Most advice you'll find online about lowering rent in Singapore starts and ends with one tip: negotiate rent. And yes, trying to negotiate rent in Singapore is worth doing. But what if your landlord won't budge? What if you've already tried, or you're not yet at renewal? The good news is that your monthly rent figure isn't the only lever you have to pull. Your total cost of renting — the full financial burden from move-in day to move-out day — is shaped by a whole range of factors you can actually control.

Here are seven strategies to reduce that number, starting with the ones that hit hardest on day one.
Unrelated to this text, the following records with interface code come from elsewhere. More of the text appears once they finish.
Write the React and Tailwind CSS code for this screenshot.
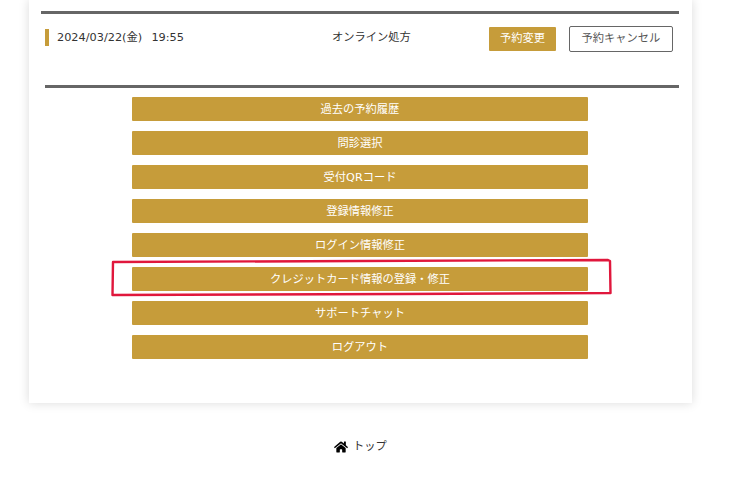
import React from "react";
import { FaHome } from "react-icons/fa";

const items = ["過去の予約履歴", "問診選択", "受付QRコード", "登録情報修正", "ログイン情報修正", "クレジットカード情報の登録・修正", "サポートチャット", "ログアウト"];
const font = { fontFamily: '"DejaVu Sans", "Noto Sans CJK JP", sans-serif' };

export default function App() {
  return (
    <div className="relative w-[731px] h-[503px] overflow-hidden bg-white text-[#333]" style={font}>
      <div className="ml-[29px] w-[663px] h-[403px] bg-white shadow-[0_0_10px_rgba(0,0,0,0.15)] pt-[11px] pl-[12px] pr-[13px]">
        <div className="border-t-[3px] border-[#666] h-[74px] pl-[4px] pt-[12px] flex items-start">
          <div className="border-l-[4px] border-[#c69c3a] h-[17px] mt-[3px] pl-[8px] w-[287px] text-[11.3px] [word-spacing:1px] leading-[15px] pt-[1px] whitespace-pre">2024/03/22(金)  19:55</div>
          <div className="w-[78px] text-[11.25px] leading-[18px] mt-[3px] text-center whitespace-nowrap">オンライン処方</div>
          <div className="ml-[79px] w-[67px] h-[24px] mt-[1px] bg-[#c69c3a] rounded-[1px] text-white text-[11.25px] flex items-center justify-center pt-[1px]">予約変更</div>
          <div className="ml-[13px] w-[104px] h-[26px] border border-[#666] rounded-[2px] text-[#555] text-[11.25px] flex items-center justify-center pt-[1px]">予約キャンセル</div>
        </div>
        <div className="ml-[4px] border-t-[3px] border-[#666] pt-[9px] pl-[87px] flex flex-col gap-[10px]">
          {items.map((t) => (
            <div key={t} className="w-[456px] h-[24px] bg-[#c69c3a] rounded-[1px] text-white text-[11.25px] flex items-center justify-center pt-[3px]">{t}</div>
          ))}
        </div>
      </div>
      <div className="mt-[33px] h-[20px] flex items-center justify-center gap-[5px] pr-[10px] pt-[2px]">
        <FaHome className="text-[14px] text-black" />
        <span className="text-[11.25px] leading-[20px]">トップ</span>
      </div>
      <svg className="absolute left-0 top-0 pointer-events-none" width="731" height="503" fill="none">
        <path d="M113 262 L360 261 L608 260 L610 261 L610.5 293 L400 294 L112.5 295 Z" stroke="#e0173c" strokeWidth="2.4" strokeLinejoin="round" />
      </svg>
    </div>
  );
}
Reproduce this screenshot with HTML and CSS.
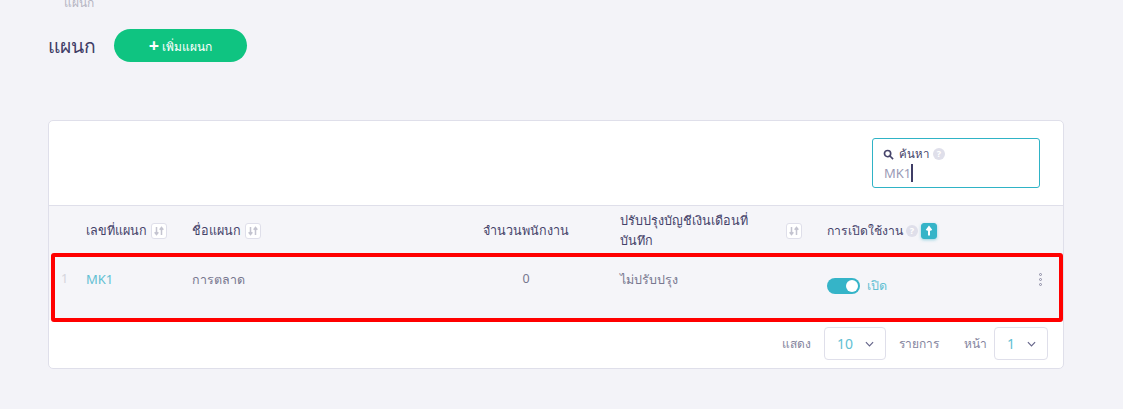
FILE: index.html
```html
<!DOCTYPE html>
<html lang="th">
<head>
  <meta charset="UTF-8">
  <title>แผนก</title>
  <link rel="stylesheet" href="styles.css">
</head>
<body>
  <svg class="defs">
    <symbol id="arrows" viewBox="0 0 14 14">
      <path d="M4.5 3v7M2.7 8.2l1.8 2.3 1.8-2.3"/>
      <path d="M9.5 11V4M7.7 5.8l1.8-2.3 1.8 2.3"/>
    </symbol>
    <symbol id="arrow-up" viewBox="0 0 14 14">
      <path d="M7 11.5V4M4.6 6.4L7 3.2l2.4 3.2"/>
    </symbol>
  </svg>

  <div class="crumb">แผนก</div>
  <div class="title-row">
    <h1>แผนก</h1>
    <button class="add-button"><span class="plus">+</span> เพิ่มแผนก</button>
  </div>

  <div class="card">
    <div class="toolbar">
      <div class="search">
        <div class="search-label">
          <svg class="search-icon" viewBox="0 0 12 12"><circle cx="5" cy="5" r="3.4"/><line x1="7.6" y1="7.6" x2="11" y2="11"/></svg>
          ค้นหา
          <span class="help">?</span>
        </div>
        <div class="search-value">MK1<span class="caret"></span></div>
      </div>
    </div>

    <div class="grid head">
      <div></div>
      <div class="cell">เลขที่แผนก <span class="sort"><svg><use href="#arrows"/></svg></span></div>
      <div class="cell">ชื่อแผนก <span class="sort"><svg><use href="#arrows"/></svg></span></div>
      <div class="center">จำนวนพนักงาน</div>
      <div class="cell between"><span class="wrap">ปรับปรุงบัญชีเงินเดือนที่บันทึก</span><span class="sort"><svg><use href="#arrows"/></svg></span></div>
      <div class="cell status-head">การเปิดใช้งาน <span class="help">?</span> <span class="sort active"><svg><use href="#arrow-up"/></svg></span></div>
      <div></div>
    </div>

    <div class="grid row">
      <div class="index">1</div>
      <div class="link code">MK1</div>
      <div>การตลาด</div>
      <div class="center">0</div>
      <div>ไม่ปรับปรุง</div>
      <div class="cell status"><span class="switch"><span class="knob"></span></span><span class="link">เปิด</span></div>
      <div class="dots"><i></i><i></i><i></i></div>
    </div>

    <div class="pager">
      <span>แสดง</span>
      <div class="select wide"><span class="link">10</span><svg viewBox="0 0 10 6"><polyline points="1,1 5,5 9,1"/></svg></div>
      <span class="after">รายการ</span>
      <span class="page-label">หน้า</span>
      <div class="select"><span class="link">1</span><svg viewBox="0 0 10 6"><polyline points="1,1 5,5 9,1"/></svg></div>
    </div>

    <div class="highlight"></div>
  </div>
</body>
</html>
```

FILE: styles.css
```css
body {
  margin: 0;
  padding: 0 59px 0 48px;
  background: #f3f3f8;
  color: #45436a;
  font-family: "Noto Sans", "Open Sans", sans-serif;
  font-size: 13px;
  overflow: hidden;
}
.defs {
  display: none;
}
.crumb {
  margin: -6px 0 0 16px;
  height: 17px;
  line-height: 17px;
  font-size: 12px;
  color: #b5b5c3;
}
.title-row {
  display: flex;
  align-items: center;
  gap: 18px;
  margin-top: 18px;
}
h1 {
  margin: 0;
  font-size: 19.3px;
  font-weight: 500;
  line-height: 33px;
  color: #3f3d66;
}
.add-button {
  width: 133px;
  height: 33px;
  border: none;
  border-radius: 17px;
  background: #0fc481;
  color: white;
  font-family: inherit;
  font-size: 12px;
}
.plus {
  font-size: 18px;
  font-weight: bold;
  line-height: 1;
  vertical-align: -1px;
}
.card {
  position: relative;
  margin-top: 58px;
  height: 247px;
  background: white;
  border: 1px solid #dfdfea;
  border-radius: 5px;
}
.toolbar {
  display: flex;
  justify-content: flex-end;
  height: 85px;
  padding: 17px 23px 0 0;
  box-sizing: border-box;
  border-bottom: 1px solid #dfdfea;
}
.search {
  width: 168px;
  height: 50px;
  box-sizing: border-box;
  padding: 6px 10px;
  border: 1px solid #2fb3c6;
  border-radius: 3px;
}
.search-label {
  display: flex;
  align-items: center;
  gap: 4px;
  font-size: 11.5px;
  line-height: 18px;
}
.search-icon {
  width: 11px;
  height: 11px;
  margin-right: 1px;
  fill: none;
  stroke: #45436a;
  stroke-width: 1.8;
}
.help {
  display: inline-block;
  width: 12px;
  height: 12px;
  border-radius: 50%;
  background: #dfdfea;
  color: white;
  font-size: 9px;
  font-weight: bold;
  line-height: 12px;
  text-align: center;
}
.search-value {
  display: flex;
  align-items: center;
  height: 19px;
  padding-left: 1px;
  font-size: 13px;
  color: #9a9ab5;
}
.caret {
  width: 2px;
  height: 18px;
  background: #3f3d66;
}
.grid {
  display: grid;
  grid-template-columns: 37px 106px 240px 188px 207px 1fr 34px;
  align-items: center;
  background: #f5f5f9;
}
.head {
  height: 47px;
  box-sizing: border-box;
  padding-top: 2px;
  font-size: 12.6px;
  line-height: 20px;
}
.row {
  height: 67px;
  font-size: 12.5px;
  color: #77778f;
  align-items: start;
  padding-top: 17px;
  box-sizing: border-box;
}
.cell {
  display: flex;
  align-items: center;
  gap: 4px;
}
.status-head {
  gap: 3px;
  font-size: 12.2px;
}
.between {
  justify-content: space-between;
  padding-right: 25px;
}
.wrap {
  width: 160px;
}
.center {
  text-align: center;
}
.sort {
  width: 16px;
  height: 16px;
  box-sizing: border-box;
  border: 1px solid #dfdfea;
  border-radius: 3px;
  background: white;
  flex: none;
}
.sort svg {
  display: block;
  width: 14px;
  height: 14px;
  fill: none;
  stroke: #c4c4d0;
  stroke-width: 1.5;
}
.sort.active {
  border-color: #35b4c8;
  background: #35b4c8;
  box-shadow: 0 1px 3px rgba(53, 180, 200, 0.5);
}
.sort.active svg {
  stroke: white;
  stroke-width: 2;
}
.index {
  padding-left: 12px;
  color: #d4d4dc;
}
.link {
  color: #62c0d3;
}
.code {
  font-size: 13px;
}
.status {
  gap: 7px;
  padding-top: 6px;
}
.switch {
  display: flex;
  justify-content: flex-end;
  align-items: center;
  width: 33px;
  height: 16px;
  padding: 0 2px;
  box-sizing: border-box;
  border-radius: 8px;
  background: #35b4c8;
}
.knob {
  width: 12px;
  height: 12px;
  border-radius: 50%;
  background: white;
}
.dots {
  display: flex;
  flex-direction: column;
  gap: 2px;
  width: 3px;
  margin: 3px 0 0 10px;
}
.dots i {
  height: 3px;
  box-sizing: border-box;
  border: 1px solid #8a8aa3;
  border-radius: 50%;
}
.pager {
  display: flex;
  justify-content: flex-end;
  align-items: center;
  gap: 13px;
  height: 47px;
  padding-right: 15px;
  font-size: 12px;
  color: #85859e;
}
.after {
  margin-right: 12px;
}
.page-label {
  margin-right: -6px;
}
.select {
  display: flex;
  justify-content: space-between;
  align-items: center;
  width: 54px;
  height: 33px;
  box-sizing: border-box;
  padding: 0 11px 0 12px;
  border: 1px solid #dfdfea;
  border-radius: 4px;
  font-size: 14px;
}
.select.wide {
  width: 62px;
}
.select svg {
  width: 9px;
  height: 6px;
  fill: none;
  stroke: #66668a;
  stroke-width: 1.3;
}
.highlight {
  position: absolute;
  left: 2px;
  right: 0;
  top: 132px;
  height: 61px;
  border: 4px solid #f00;
  border-radius: 3px;
}
```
1. Split Your Security Deposit Into Monthly Payments

Before you even pay your first month's rent, you're often asked to hand over a 2-month security deposit — and sometimes a month's agent fee on top of that. For a $4,000/month condo, that's $8,000 gone before you've spent a single night there. For a larger family unit at $6,000–$8,000/month, that lump sum can balloon to $12,000–$16,000.

This is the single biggest upfront cash drain in any tenancy, and it's one most tenants simply accept as an unavoidable fact of renting.

It doesn't have to be.

Rently's Lower Move-In Costs service lets you spread that deposit across your entire lease instead of paying it all upfront. Rently pays the full deposit to your landlord on day one — so your landlord gets their money immediately and nothing changes on their end. You then pay Rently a monthly service fee of $12 per $1,000 of deposit over your lease.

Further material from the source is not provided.